The phrase that sells monitoring tools is “preventing downtime”. The phrase that actually justifies them is “knowing what’s happening before customers tell you”. A web app where you find out about the 500 errors from an angry support email is not a monitored web app. A web app where the on-call engineer’s pager goes off three minutes before the support email lands is the difference monitoring makes.
This post covers the two stacks I default to for client environments: Grafana + Prometheus + Loki + Promtail (the heavyweight, full-control DIY stack) and Netdata (the deploy-in-minutes alternative). Plus where Uptime Kuma fits and why you usually want both inside-out and outside-in monitoring.

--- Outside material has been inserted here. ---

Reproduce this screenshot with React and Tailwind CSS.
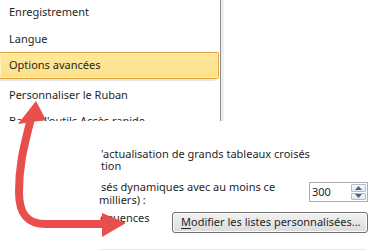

Why monitoring matters in business terms
A few specific numbers worth keeping in mind:
- The Atlassian incident-management benchmark puts the average cost of downtime at $5,600 per minute, with significant variance by company size and industry. For a SaaS or e-commerce business, the ratio between “minutes of unplanned downtime” and “lost revenue” is approximately linear.
- A Gartner study covered the same range, with figures sometimes pushing past $9,000 per minute for larger enterprises.
- Search engines penalize sites that are frequently unreachable. The SEO impact compounds for weeks after the actual outage, well past the immediate revenue loss.
The numbers vary by source. The direction doesn’t: every minute of unplanned downtime costs more than the monitoring stack does in a year.
What good monitoring covers
A real observability stack covers four layers:
- Metrics. Numeric system measurements: CPU utilization, memory pressure, request latency, queue depth. Good for “is this trending bad” questions. Prometheus and Netdata are the open-source defaults.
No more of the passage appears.